I’m a huge fan of Rick Hasen’s Election Law Blog. I’m also interested in campaign finance disclosures. I recently came across a post there titled, “Breaking News: Court of Appeals for D.C. Circuit Denies Stay in van Hollen Campaign Disclosure Case on 2-1 Vote; Sets Sept.Argument Date“. I skimmed it, didn’t really understand what the bottom line was–does the decision here change disclosure requirements for Super PAC’s, and if so how?–and decided I would read it more closely later and figure it out.
Today I tried that and had no luck. I won’t even try reading the Court decision itself. Instead I went to this press release by the advocacy group Democracy 21 that the blog post links to. Here’s how it opens:
A three-judge panel of the Court of Appeals for the D.C. Circuit late yesterday turned down a request to stay a district court ruling that struck down an FEC regulation that had all but eliminated the disclosure of donors to groups that make “electioneering communications” in federal elections.
So to unpack this, starting from the end…
-Groups that make electioneering communications were once required to disclose donors [disclosure required]
-Then the FEC eliminated this requirement (ignore the “all but” for now) [disclosure not required]
-Then a district court struck down the FEC’s regulation [disclosure required]

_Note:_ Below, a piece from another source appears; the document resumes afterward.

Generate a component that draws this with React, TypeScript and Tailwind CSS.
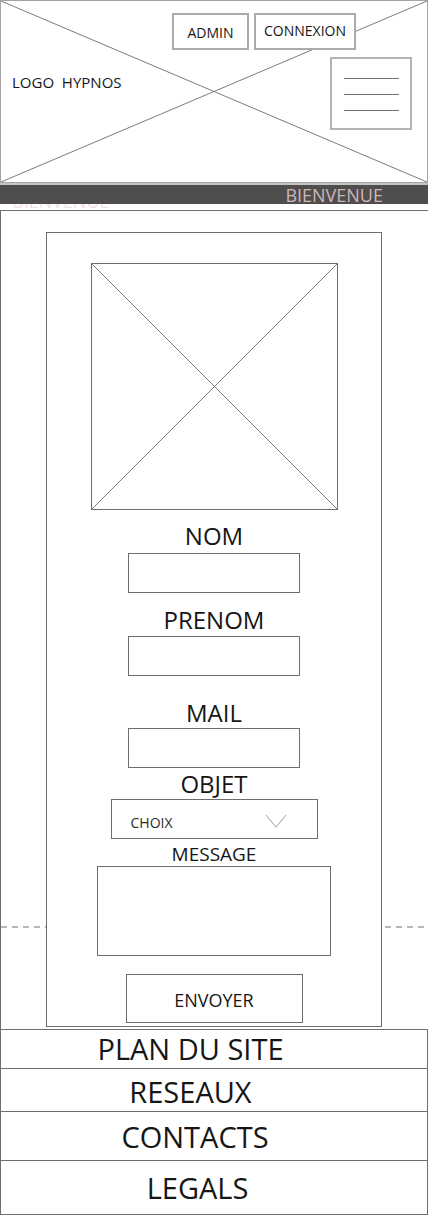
import React from "react";

const font = { fontFamily: '"Open Sans", "Noto Sans", sans-serif' };

export default function App() {
  return (
    <div className="w-[428px] bg-white text-[#161616]" style={font}>
      {/* Header */}
      <div className="relative h-[183px] border border-[#a4a4a4]">
        <svg className="absolute inset-0 h-full w-full" viewBox="0 0 426 181" preserveAspectRatio="none">
          <line x1="0" y1="0" x2="426" y2="181" stroke="#7c7c7c" strokeWidth="1" />
          <line x1="0" y1="181" x2="426" y2="0" stroke="#7c7c7c" strokeWidth="1" />
        </svg>
        <div className="relative flex">
          <div className="w-[171px] whitespace-pre pl-[11px] pt-[74px] text-[15px] leading-[15px]">LOGO  HYPNOS</div>
          <div className="flex flex-col pt-[12px]">
            <div className="flex gap-[5px]">
              <div className="flex h-[37px] w-[77px] items-center justify-center border-2 border-[#ababab] bg-white pt-[2px] text-[14px] leading-[14px]">
                ADMIN
              </div>
              <div className="flex h-[37px] w-[102px] items-center justify-center border-2 border-[#ababab] bg-white pb-[2px] text-[14px] leading-[14px]">
                CONNEXION
              </div>
            </div>
            <div className="ml-[158px] mt-[7px] flex h-[73px] w-[82px] flex-col items-center justify-center gap-[15px] border-2 border-[#b3b3b3] bg-white pt-[2px]">
              <div className="h-px w-[55px] bg-[#6e6e6e]" />
              <div className="h-px w-[55px] bg-[#6e6e6e]" />
              <div className="h-px w-[55px] bg-[#6e6e6e]" />
            </div>
          </div>
        </div>
      </div>

      {/* Bienvenue band */}
      <div className="relative h-[27px]">
        <span className="absolute left-[12px] top-[9px] text-[18px] leading-[18px] text-[#f4e1e4]">BIENVENUE</span>
        <div className="relative h-[2px] bg-[#c6c6c6]" />
        <div className="relative flex h-[19px] justify-end bg-[#4f4e4c] pr-[45px] pt-[1px]">
          <span className="text-[18px] leading-[18px] text-[#cdb5b8]">BIENVENUE</span>
        </div>
      </div>

      {/* Main */}
      <div className="relative border-l border-t border-[#6e6e6e] pb-[2px] pl-[45px] pt-[21px]">
        <svg className="absolute left-0 top-[715px] h-[2px] w-full" viewBox="0 0 428 2" preserveAspectRatio="none">
          <line x1="0" y1="1" x2="428" y2="1" stroke="#6e6e6e" strokeWidth="1" strokeDasharray="6 5" />
        </svg>
        <div className="relative flex h-[795px] w-[336px] flex-col items-center border border-[#6e6e6e] bg-white">
          <div className="relative mt-[30px] h-[247px] w-[247px] border border-[#6e6e6e]">
            <svg className="absolute inset-0 h-full w-full" viewBox="0 0 245 245" preserveAspectRatio="none">
              <line x1="0" y1="0" x2="245" y2="245" stroke="#7a7a7a" strokeWidth="1" />
              <line x1="0" y1="245" x2="245" y2="0" stroke="#7a7a7a" strokeWidth="1" />
            </svg>
          </div>

          <div className="mt-[14px] text-[24px] leading-[24px]">NOM</div>
          <div className="mt-[5px] h-[40px] w-[172px] border border-[#6e6e6e]" />

          <div className="mt-[15px] text-[24px] leading-[24px]">PRENOM</div>
          <div className="mt-[4px] h-[40px] w-[172px] border border-[#6e6e6e]" />

          <div className="mt-[25px] text-[24px] leading-[24px]">MAIL</div>
          <div className="mt-[3px] h-[40px] w-[172px] border border-[#6e6e6e]" />

          <div className="mt-[4px] text-[24px] leading-[24px]">OBJET</div>
          <div className="mt-[3px] flex h-[40px] w-[207px] items-center border border-[#6e6e6e] pl-[19px] pt-[8px]">
            <span className="text-[14px] leading-[14px] text-[#2a2a2a]">CHOIX</span>
            <svg className="ml-auto mr-[30px] -mt-[4px]" width="22" height="14" viewBox="0 0 22 14">
              <polyline points="1,1 11,13 21,1" fill="none" stroke="#9a9a9a" strokeWidth="1" />
            </svg>
          </div>

          <div className="mt-[6px] text-[19px] leading-[19px]">MESSAGE</div>
          <div className="mt-[2px] h-[90px] w-[234px] border border-[#6e6e6e]" />

          <div className="mt-[18px] flex h-[49px] w-[177px] items-center justify-center border border-[#6e6e6e] pt-[3px] text-[18px] leading-[18px]">
            ENVOYER
          </div>
        </div>
      </div>

      {/* Footer */}
      <div className="border-x border-t border-[#6e6e6e] text-[29px] leading-[29px]">
        <div className="h-[39px] border-b border-[#6e6e6e] pr-[47px] pt-[4px] text-center">PLAN DU SITE</div>
        <div className="h-[43px] border-b border-[#6e6e6e] pr-[47px] pt-[8px] text-center">RESEAUX</div>
        <div className="h-[49px] border-b border-[#6e6e6e] pr-[38px] pt-[10px] text-center">CONTACTS</div>
        <div className="h-[54px] border-b border-[#6e6e6e] pr-[33px] pt-[12px] text-center">LEGALS</div>
      </div>
    </div>
  );
}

-Then a request was made to stay (stop) this ruling [disclosure not required, if the request was granted]
-Finally, the Appeals Court denied the request [disclosure required]
OK, now that that’s sorted out. The bottom line, continuing to quote from the press release:
“Every organization making “electioneering communications” in the 2012 presidential and congressional elections is now required to disclose the donors whose funds are being used to pay for their “electioneering communications,” according to Wertheimer. “All groups making “electioneering communications” are now on notice and we expect them to fully comply with the contribution disclosure provisions in the future,” Wertheimer stated.